→ WHAT IS BEING ASKED: Report how many lines hold the string "React". Give the number and nothing else.

→ Rows from a dataset of pages and code:
◇ ◇ ◇

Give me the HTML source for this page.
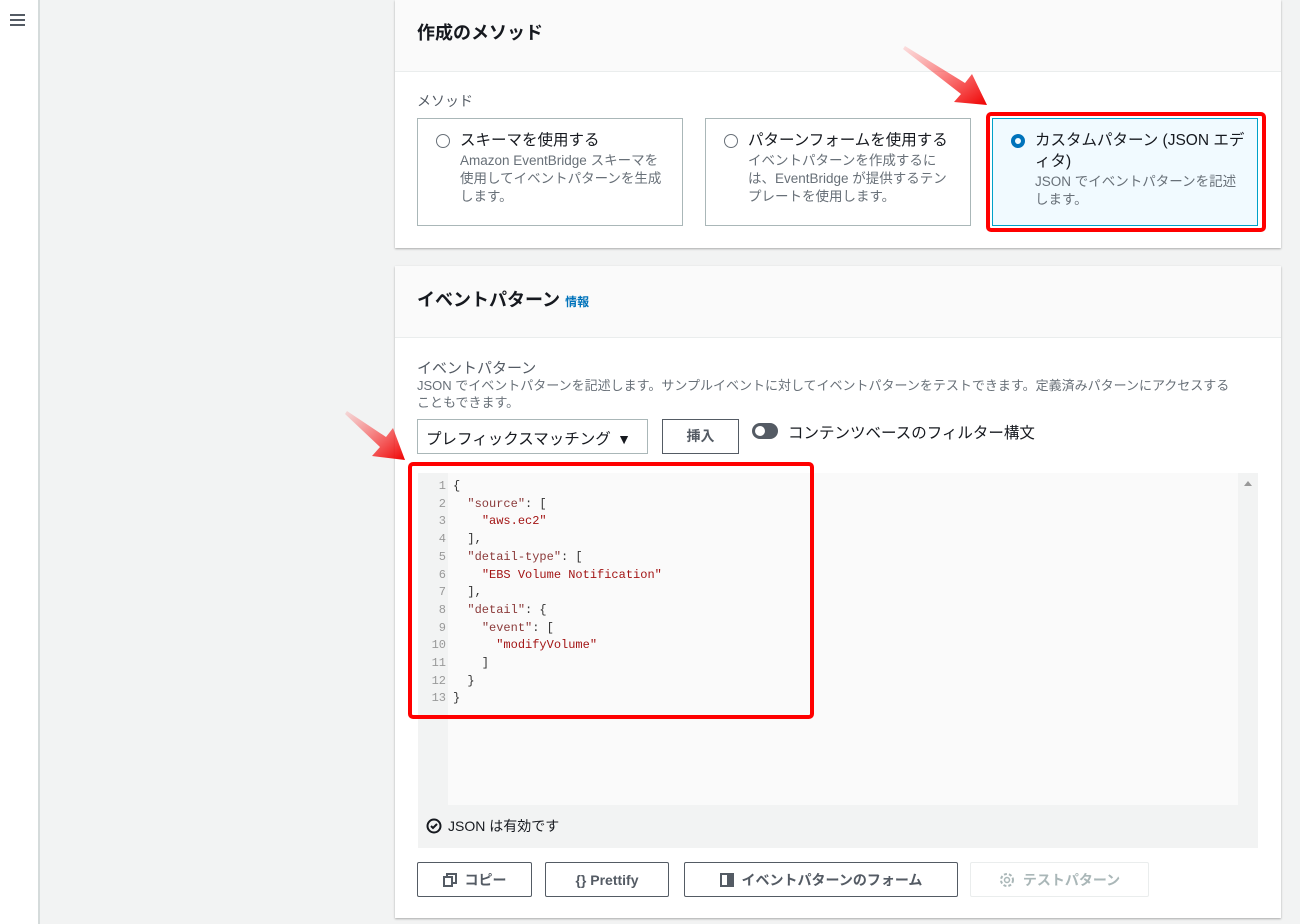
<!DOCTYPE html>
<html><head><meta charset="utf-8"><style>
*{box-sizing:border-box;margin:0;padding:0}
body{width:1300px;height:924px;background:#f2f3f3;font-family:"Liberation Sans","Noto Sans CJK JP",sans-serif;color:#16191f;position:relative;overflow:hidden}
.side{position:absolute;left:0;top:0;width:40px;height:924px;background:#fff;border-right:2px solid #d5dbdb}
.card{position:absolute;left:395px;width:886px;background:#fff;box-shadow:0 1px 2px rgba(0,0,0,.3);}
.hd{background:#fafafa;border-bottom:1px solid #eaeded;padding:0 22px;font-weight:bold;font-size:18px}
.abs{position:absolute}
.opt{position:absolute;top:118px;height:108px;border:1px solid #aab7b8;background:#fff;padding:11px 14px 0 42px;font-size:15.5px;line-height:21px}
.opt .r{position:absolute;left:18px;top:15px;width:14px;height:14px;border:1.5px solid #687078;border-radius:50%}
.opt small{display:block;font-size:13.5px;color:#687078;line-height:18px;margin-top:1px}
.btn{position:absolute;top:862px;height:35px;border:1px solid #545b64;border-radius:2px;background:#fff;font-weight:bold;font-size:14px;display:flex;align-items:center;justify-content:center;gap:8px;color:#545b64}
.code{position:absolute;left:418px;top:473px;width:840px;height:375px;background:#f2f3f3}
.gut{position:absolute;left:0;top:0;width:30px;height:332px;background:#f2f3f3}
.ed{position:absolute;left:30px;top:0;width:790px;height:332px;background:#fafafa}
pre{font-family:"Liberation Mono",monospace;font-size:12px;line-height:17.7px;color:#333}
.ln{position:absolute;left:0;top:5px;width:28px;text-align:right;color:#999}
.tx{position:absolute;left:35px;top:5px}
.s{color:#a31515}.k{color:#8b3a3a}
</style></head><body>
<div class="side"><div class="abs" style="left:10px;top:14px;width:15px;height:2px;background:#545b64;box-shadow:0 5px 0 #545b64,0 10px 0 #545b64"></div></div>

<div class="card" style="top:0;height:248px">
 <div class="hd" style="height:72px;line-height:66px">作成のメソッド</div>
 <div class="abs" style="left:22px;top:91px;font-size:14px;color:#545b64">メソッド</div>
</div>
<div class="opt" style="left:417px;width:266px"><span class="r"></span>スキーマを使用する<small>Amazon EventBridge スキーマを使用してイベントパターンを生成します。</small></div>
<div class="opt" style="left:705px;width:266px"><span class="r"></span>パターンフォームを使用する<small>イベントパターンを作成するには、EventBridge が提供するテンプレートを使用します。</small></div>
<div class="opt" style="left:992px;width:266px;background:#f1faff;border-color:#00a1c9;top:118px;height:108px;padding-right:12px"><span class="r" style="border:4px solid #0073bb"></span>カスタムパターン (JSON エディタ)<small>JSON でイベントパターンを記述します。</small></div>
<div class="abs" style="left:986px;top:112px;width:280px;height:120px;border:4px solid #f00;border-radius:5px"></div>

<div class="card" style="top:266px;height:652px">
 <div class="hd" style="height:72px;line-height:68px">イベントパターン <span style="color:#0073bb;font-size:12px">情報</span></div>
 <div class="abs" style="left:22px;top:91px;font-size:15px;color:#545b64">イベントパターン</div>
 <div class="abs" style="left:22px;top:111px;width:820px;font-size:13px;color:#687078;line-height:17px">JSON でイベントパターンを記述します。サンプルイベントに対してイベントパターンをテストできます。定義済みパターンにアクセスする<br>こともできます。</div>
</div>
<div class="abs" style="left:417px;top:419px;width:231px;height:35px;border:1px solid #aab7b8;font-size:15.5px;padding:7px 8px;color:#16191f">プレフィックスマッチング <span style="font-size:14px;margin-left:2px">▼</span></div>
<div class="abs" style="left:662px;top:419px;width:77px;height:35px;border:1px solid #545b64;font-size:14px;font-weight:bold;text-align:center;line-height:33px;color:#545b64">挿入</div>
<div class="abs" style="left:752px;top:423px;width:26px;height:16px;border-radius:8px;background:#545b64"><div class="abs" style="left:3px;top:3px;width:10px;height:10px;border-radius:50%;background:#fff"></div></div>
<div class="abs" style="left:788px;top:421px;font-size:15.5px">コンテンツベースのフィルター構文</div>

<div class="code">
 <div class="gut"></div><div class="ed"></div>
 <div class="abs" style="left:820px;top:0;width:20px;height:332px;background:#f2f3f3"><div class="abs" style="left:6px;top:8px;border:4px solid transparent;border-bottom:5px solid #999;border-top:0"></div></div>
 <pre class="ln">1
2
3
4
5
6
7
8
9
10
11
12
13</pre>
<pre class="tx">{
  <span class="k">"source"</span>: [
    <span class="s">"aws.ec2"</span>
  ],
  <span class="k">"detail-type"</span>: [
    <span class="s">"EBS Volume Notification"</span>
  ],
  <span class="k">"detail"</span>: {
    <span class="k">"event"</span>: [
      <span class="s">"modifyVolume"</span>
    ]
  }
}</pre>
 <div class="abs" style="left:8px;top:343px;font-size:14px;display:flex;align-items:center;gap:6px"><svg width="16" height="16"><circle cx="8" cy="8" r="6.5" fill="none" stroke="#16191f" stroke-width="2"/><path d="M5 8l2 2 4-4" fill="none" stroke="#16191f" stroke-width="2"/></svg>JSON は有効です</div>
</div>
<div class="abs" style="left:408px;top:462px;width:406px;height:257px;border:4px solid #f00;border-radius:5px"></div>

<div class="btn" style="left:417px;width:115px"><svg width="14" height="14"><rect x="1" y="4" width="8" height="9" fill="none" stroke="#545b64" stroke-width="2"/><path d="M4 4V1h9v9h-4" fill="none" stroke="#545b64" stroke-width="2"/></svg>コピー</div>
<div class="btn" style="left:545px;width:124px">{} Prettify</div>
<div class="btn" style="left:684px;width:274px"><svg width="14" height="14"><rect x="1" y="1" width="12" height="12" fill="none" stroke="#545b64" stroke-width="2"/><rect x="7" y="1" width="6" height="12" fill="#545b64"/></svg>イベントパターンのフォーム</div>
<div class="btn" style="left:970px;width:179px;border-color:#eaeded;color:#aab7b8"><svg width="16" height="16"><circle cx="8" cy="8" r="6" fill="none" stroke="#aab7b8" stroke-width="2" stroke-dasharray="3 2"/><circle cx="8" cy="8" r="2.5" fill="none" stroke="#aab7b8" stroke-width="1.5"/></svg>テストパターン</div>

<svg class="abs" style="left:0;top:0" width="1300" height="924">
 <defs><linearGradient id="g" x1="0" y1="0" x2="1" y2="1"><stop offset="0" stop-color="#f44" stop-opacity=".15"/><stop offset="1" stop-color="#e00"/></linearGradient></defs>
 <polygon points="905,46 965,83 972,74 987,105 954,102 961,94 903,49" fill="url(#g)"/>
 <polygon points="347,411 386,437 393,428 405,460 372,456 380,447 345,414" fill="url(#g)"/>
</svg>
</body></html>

◇ ◇ ◇

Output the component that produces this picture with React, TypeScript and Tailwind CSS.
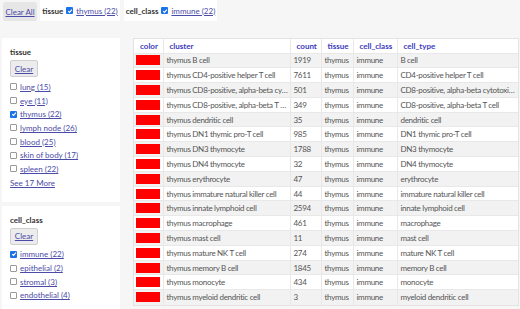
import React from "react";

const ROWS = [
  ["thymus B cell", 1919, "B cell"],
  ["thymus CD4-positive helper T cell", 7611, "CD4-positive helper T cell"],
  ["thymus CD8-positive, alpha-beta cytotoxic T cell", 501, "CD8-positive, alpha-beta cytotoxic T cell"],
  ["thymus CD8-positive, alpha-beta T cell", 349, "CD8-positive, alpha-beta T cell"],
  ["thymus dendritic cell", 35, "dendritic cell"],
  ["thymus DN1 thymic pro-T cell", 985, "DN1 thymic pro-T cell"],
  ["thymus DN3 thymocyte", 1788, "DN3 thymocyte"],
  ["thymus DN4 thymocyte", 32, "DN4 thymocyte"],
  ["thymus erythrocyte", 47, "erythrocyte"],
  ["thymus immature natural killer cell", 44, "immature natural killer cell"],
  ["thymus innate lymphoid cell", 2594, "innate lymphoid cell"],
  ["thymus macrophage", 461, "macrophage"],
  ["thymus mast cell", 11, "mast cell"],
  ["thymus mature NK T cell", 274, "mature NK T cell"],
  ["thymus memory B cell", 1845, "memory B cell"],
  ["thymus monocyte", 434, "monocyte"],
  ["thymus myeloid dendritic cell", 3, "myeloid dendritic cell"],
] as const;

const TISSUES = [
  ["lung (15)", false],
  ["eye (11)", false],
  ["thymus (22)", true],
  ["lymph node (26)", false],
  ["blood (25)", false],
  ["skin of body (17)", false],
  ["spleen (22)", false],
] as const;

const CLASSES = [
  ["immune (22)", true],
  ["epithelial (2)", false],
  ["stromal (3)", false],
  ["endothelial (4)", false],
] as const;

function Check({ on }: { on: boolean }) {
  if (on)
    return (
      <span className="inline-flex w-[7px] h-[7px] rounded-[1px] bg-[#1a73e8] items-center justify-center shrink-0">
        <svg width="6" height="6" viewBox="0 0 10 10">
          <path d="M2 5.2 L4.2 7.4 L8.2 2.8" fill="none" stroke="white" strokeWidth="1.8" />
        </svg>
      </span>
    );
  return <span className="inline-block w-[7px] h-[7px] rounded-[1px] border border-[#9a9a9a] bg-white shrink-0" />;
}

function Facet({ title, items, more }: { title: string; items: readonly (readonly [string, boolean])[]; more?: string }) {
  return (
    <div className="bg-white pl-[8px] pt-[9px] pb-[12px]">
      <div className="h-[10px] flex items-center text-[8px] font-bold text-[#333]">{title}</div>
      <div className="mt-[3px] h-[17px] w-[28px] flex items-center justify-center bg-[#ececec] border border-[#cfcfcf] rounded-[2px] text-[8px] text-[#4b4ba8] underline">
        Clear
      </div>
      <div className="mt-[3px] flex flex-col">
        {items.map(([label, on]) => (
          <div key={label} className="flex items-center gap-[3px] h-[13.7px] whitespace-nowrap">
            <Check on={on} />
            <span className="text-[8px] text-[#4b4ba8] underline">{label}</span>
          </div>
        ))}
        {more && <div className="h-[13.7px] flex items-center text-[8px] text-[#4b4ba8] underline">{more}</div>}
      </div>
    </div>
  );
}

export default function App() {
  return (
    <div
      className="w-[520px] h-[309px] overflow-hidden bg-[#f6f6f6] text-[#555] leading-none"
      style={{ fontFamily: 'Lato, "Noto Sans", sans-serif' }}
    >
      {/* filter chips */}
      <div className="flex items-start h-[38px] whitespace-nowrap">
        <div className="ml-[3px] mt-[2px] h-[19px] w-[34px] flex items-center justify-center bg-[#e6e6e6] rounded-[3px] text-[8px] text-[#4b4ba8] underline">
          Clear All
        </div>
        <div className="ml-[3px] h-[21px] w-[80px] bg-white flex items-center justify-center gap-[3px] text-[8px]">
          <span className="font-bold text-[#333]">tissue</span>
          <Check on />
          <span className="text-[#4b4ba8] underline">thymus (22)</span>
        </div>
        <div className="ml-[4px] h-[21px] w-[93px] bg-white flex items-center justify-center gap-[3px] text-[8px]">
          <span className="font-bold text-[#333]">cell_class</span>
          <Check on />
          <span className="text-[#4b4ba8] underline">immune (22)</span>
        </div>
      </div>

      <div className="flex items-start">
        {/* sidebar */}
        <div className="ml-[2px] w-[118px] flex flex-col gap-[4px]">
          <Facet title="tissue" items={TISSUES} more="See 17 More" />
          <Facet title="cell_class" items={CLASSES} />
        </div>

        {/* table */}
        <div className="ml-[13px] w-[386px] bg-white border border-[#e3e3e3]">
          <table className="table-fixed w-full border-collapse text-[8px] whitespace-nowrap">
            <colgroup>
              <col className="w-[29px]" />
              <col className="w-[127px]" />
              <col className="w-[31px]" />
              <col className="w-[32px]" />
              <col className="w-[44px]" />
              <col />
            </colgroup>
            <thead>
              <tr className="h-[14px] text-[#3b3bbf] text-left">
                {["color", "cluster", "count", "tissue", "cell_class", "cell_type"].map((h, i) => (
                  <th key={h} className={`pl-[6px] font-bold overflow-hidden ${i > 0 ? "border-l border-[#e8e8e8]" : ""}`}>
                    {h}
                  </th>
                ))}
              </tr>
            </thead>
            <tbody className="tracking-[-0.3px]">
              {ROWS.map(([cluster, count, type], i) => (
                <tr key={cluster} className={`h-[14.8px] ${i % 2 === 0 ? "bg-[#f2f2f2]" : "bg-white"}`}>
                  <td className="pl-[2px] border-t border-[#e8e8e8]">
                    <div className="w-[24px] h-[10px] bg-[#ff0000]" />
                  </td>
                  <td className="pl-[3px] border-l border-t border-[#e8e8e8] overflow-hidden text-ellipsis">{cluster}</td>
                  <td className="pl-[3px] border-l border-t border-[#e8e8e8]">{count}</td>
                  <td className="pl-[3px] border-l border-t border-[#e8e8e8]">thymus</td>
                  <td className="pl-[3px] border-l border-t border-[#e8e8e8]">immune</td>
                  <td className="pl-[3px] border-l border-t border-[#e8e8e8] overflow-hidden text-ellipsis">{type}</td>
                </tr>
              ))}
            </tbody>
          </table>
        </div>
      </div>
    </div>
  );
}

◇ ◇ ◇

→ IN RESPONSE: 2